§ **TASK GOAL**: Wherever a line holds the word "components", copy that line out.

____

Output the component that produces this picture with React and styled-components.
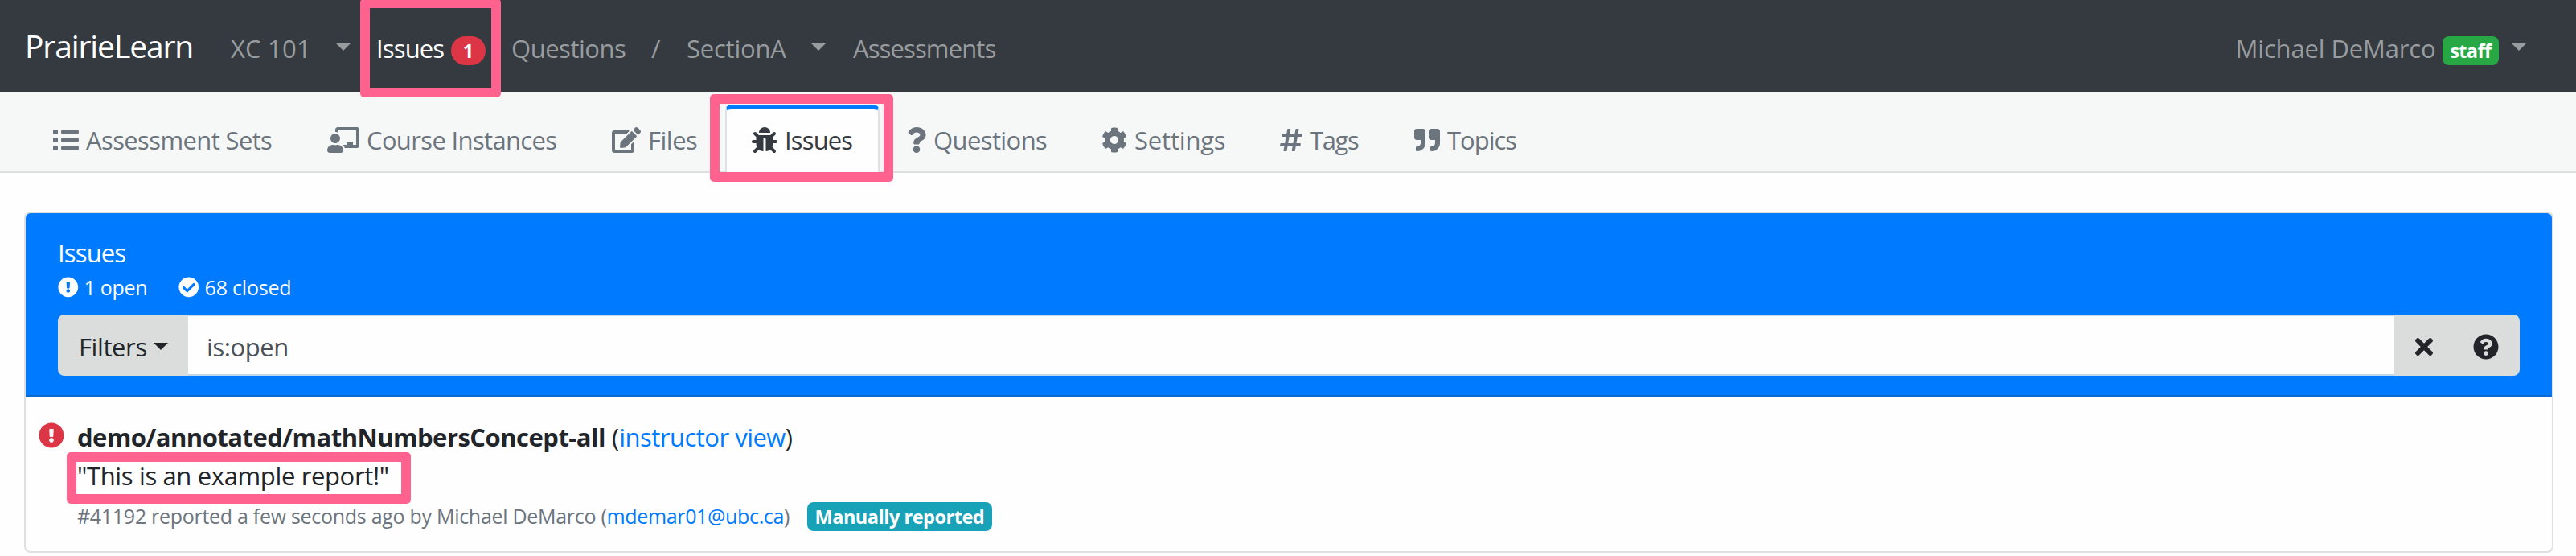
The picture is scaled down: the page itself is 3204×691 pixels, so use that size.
import React from 'react';
import styled, { createGlobalStyle, css } from 'styled-components';
import {
  FaList,
  FaChalkboardTeacher,
  FaEdit,
  FaBug,
  FaQuestion,
  FaCog,
  FaHashtag,
  FaQuoteRight,
  FaExclamationCircle,
  FaCheckCircle,
  FaTimes,
  FaQuestionCircle,
} from 'react-icons/fa';

const GlobalStyle = createGlobalStyle`
  *, *::before, *::after { box-sizing: border-box; }
  body {
    margin: 0;
    background: #fefefe;
    color: #212529;
    font-family: "Open Sans", "Noto Sans", sans-serif;
    font-size: 31px;
    line-height: 48px;
  }
`;

const Page = styled.div`
  position: relative;
  height: 691px;
  overflow: hidden;
`;

const Text = styled.span`
  white-space: nowrap;
  letter-spacing: ${({ $track = 0 }) => $track}px;
`;

const Link = styled.a`
  color: #007bff;
  white-space: nowrap;
  letter-spacing: ${({ $track = 0 }) => $track}px;
`;

/* Top bar */

const NavBar = styled.nav`
  display: flex;
  align-items: baseline;
  height: 114px;
  padding: 26.5px 62px 0 31px;
  background: #343a40;
  color: #999c9f;
  line-height: 60px;
`;

const Brand = styled.div`
  width: 256px;
  color: #fff;
  font-size: 39px;
  letter-spacing: -1.1px;
`;

const NavItem = styled.div`
  display: flex;
  align-items: baseline;
  flex: none;
  width: ${({ $width }) => $width}px;
  color: ${({ $active }) => ($active ? '#fff' : 'inherit')};
`;

const UserMenu = styled.div`
  display: flex;
  align-items: baseline;
  margin-left: auto;
`;

const Caret = styled.span`
  align-self: flex-start;
  width: 0;
  height: 0;
  margin-top: ${({ $top = 0 }) => $top}px;
  margin-left: ${({ $gap }) => $gap}px;
  border: 9.6px solid transparent;
  border-top-color: currentColor;
  border-bottom: 0;
`;

const tones = { danger: '#dc3545', success: '#28a745', info: '#17a2b8' };

const Badge = styled.span`
  display: inline-block;
  height: 36px;
  padding: 1px ${({ $pill }) => ($pill ? 14.4 : 9.6)}px 0;
  margin-left: ${({ $gap = 8 }) => $gap}px;
  border-radius: ${({ $pill }) => ($pill ? 18 : 8)}px;
  background: ${({ $tone }) => tones[$tone]};
  color: #fff;
  font-size: 23.5px;
  font-weight: 700;
  line-height: 35px;
  white-space: nowrap;
  letter-spacing: ${({ $track = 0 }) => $track}px;
`;

/* Tab strip */

const TabStrip = styled.div`
  display: flex;
  height: 101px;
  padding: 16px 32px 0;
  background: #f6f8f8;
  box-shadow: inset 0 -2px #dbdfe0;
`;

const Tab = styled.div`
  display: flex;
  flex: none;
  align-items: center;
  width: ${({ $width }) => $width}px;
  height: 85px;
  padding: 1px 0 0 32px;
  border: 2px solid transparent;
  border-bottom: 0;
  color: #6c757d;
  ${({ $active }) =>
    $active &&
    css`
      padding: 0 0 3px 31px;
      border-color: #dee2e6;
      border-top: 6px solid #007bff;
      border-radius: 8px 8px 0 0;
      background: #fefefe;
      color: #343a40;
    `}
`;

const Icon = styled.span`
  display: flex;
  flex: none;
  width: ${({ $width = 32 }) => $width}px;
  height: ${({ $size = 32 }) => $size}px;
  margin-right: ${({ $gap = 8 }) => $gap}px;
  svg {
    width: 100%;
    height: 100%;
  }
`;

/* Issue card */

const Card = styled.section`
  height: 424px;
  margin: 48px 28px 0 30px;
  border: 2px solid #dfdfdf;
  border-radius: 8px;
  background: #fefefe;
  overflow: hidden;
`;

const CardHeader = styled.header`
  height: 228px;
  padding: 25px 40px 0;
  border-bottom: 2px solid #0a6bd2;
  background: #007bff;
  color: #fff;
`;

const CardTitle = styled.div`
  height: 48px;
  letter-spacing: -0.85px;
`;

const Counts = styled.div`
  display: flex;
  height: 38px;
  font-size: 25px;
  line-height: 38px;
`;

const Count = styled.div`
  display: flex;
  align-items: center;
  width: ${({ $width }) => $width}px;
`;

const SearchGroup = styled.div`
  display: flex;
  height: 76px;
  margin-top: 15px;
  border-radius: 8px;
  overflow: hidden;
  color: #212529;
`;

const FilterButton = styled.div`
  display: flex;
  align-items: center;
  width: 162px;
  padding: 4px 0 0 26px;
  background: #dadddc;
`;

const SearchField = styled.div`
  display: flex;
  flex: 1;
  align-items: center;
  padding: 4px 23px 0;
  border: solid #c3d7e8;
  border-width: 2px 0;
  background: #fefefe;
  color: #495057;
`;

const SearchActions = styled.div`
  display: flex;
  align-items: center;
  width: 156px;
  padding: 4px 0 0 26px;
  background: #dadddc;
`;

const IssueRow = styled.article`
  display: flex;
  padding: 26px 16px 0;
`;

const StatusIcon = styled(Icon)`
  margin-top: 6px;
  color: #dc3545;
`;

const IssueTitle = styled.div`
  display: flex;
`;

const IssueName = styled.strong`
  width: 665px;
  font-weight: 700;
  white-space: nowrap;
  letter-spacing: -0.52px;
`;

const IssueMeta = styled.div`
  display: flex;
  align-items: baseline;
  height: 36px;
  margin-top: 8px;
  color: #6c757d;
  font-size: 25px;
  line-height: 36px;
`;

const Highlight = styled.div`
  position: absolute;
  left: ${({ $x }) => $x}px;
  top: ${({ $y }) => $y}px;
  width: ${({ $w }) => $w}px;
  height: ${({ $h }) => $h}px;
  border-radius: 5px;
  border: 12px solid #ff628f;
`;

const tabs = [
  { label: 'Assessment Sets', icon: FaList, width: 341, track: -0.62 },
  { label: 'Course Instances', icon: FaChalkboardTeacher, iconWidth: 40, width: 354, track: -0.65 },
  { label: 'Files', icon: FaEdit, iconWidth: 36, width: 175, track: -0.5 },
  { label: 'Issues', icon: FaBug, width: 192, track: -0.85, active: true },
  { label: 'Questions', icon: FaQuestion, iconWidth: 24, width: 242, track: -0.6 },
  { label: 'Settings', icon: FaCog, width: 222, track: -0.19 },
  { label: 'Tags', icon: FaHashtag, iconWidth: 28, width: 167, track: -1.4 },
  { label: 'Topics', icon: FaQuoteRight, width: 200, track: -1 },
];

export default function App() {
  return (
    <Page>
      <GlobalStyle />
      <NavBar>
        <Brand>PrairieLearn</Brand>
        <NavItem $width={181}>
          <Text $track={0.2}>XC 101</Text>
          <Caret $top={24.5} $gap={31.5} />
        </NavItem>
        <NavItem $width={168} $active>
          <Text $track={-0.85}>Issues</Text>
          <Badge $tone="danger" $pill $gap={9}>1</Badge>
        </NavItem>
        <NavItem $width={174}>
          <Text $track={-0.48}>Questions</Text>
        </NavItem>
        <NavItem $width={44}>/</NavItem>
        <NavItem $width={207}>
          <Text $track={-0.22}>SectionA</Text>
          <Caret $top={24.5} $gap={31.5} />
        </NavItem>
        <NavItem $width={180}>
          <Text $track={-0.88}>Assessments</Text>
        </NavItem>
        <UserMenu>
          <Text $track={-0.15}>Michael DeMarco</Text>
          <Badge $tone="success" $track={-0.6}>staff</Badge>
          <Caret $top={24.5} $gap={16} />
        </UserMenu>
      </NavBar>

      <TabStrip>
        {tabs.map(({ label, icon: Glyph, iconWidth, width, track, active }) => (
          <Tab key={label} $width={width} $active={active}>
            <Icon $width={iconWidth} $gap={9}>
              <Glyph />
            </Icon>
            <Text $track={track}>{label}</Text>
          </Tab>
        ))}
      </TabStrip>

      <Card>
        <CardHeader>
          <CardTitle>Issues</CardTitle>
          <Counts>
            <Count $width={150}>
              <Icon $width={25.6} $size={25.6} $gap={7}>
                <FaExclamationCircle />
              </Icon>
              <Text $track={-0.3}>1 open</Text>
            </Count>
            <Count $width={160}>
              <Icon $width={25.6} $size={25.6} $gap={7}>
                <FaCheckCircle />
              </Icon>
              <Text $track={-0.2}>68 closed</Text>
            </Count>
          </Counts>
          <SearchGroup>
            <FilterButton>
              <Text $track={-0.4}>Filters</Text>
              <Caret $top={31} $gap={8} />
            </FilterButton>
            <SearchField>
              <Text $track={-0.43}>is:open</Text>
            </SearchField>
            <SearchActions>
              <Icon $width={22} $gap={50}>
                <FaTimes />
              </Icon>
              <Icon $gap={0}>
                <FaQuestionCircle />
              </Icon>
            </SearchActions>
          </SearchGroup>
        </CardHeader>
        <IssueRow>
          <StatusIcon $gap={16}>
            <FaExclamationCircle />
          </StatusIcon>
          <div>
            <IssueTitle>
              <IssueName>demo/annotated/mathNumbersConcept-all</IssueName>
              <Text>(</Text>
              <Link $track={-0.51}>instructor view</Link>
              <Text>)</Text>
            </IssueTitle>
            <Text as="div" $track={-0.36}>&quot;This is an example report!&quot;</Text>
            <IssueMeta>
              <Text $track={-0.29}>#41192 reported a few seconds ago by Michael DeMarco (</Text>
              <Link $track={-0.35}>mdemar01@ubc.ca</Link>
              <Text>)</Text>
              <Badge $tone="info" $gap={21.5} $track={-0.48}>Manually reported</Badge>
            </IssueMeta>
          </div>
        </IssueRow>
      </Card>

      <Highlight $x={448} $y={-2} $w={175} $h={123} />
      <Highlight $x={883} $y={117} $w={228} $h={109} />
      <Highlight $x={83} $y={562} $w={428} $h={64} />
    </Page>
  );
}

____

§ **WORKED SOLUTION**:
Output the component that produces this picture with React and styled-components.
import styled, { createGlobalStyle, css } from 'styled-components';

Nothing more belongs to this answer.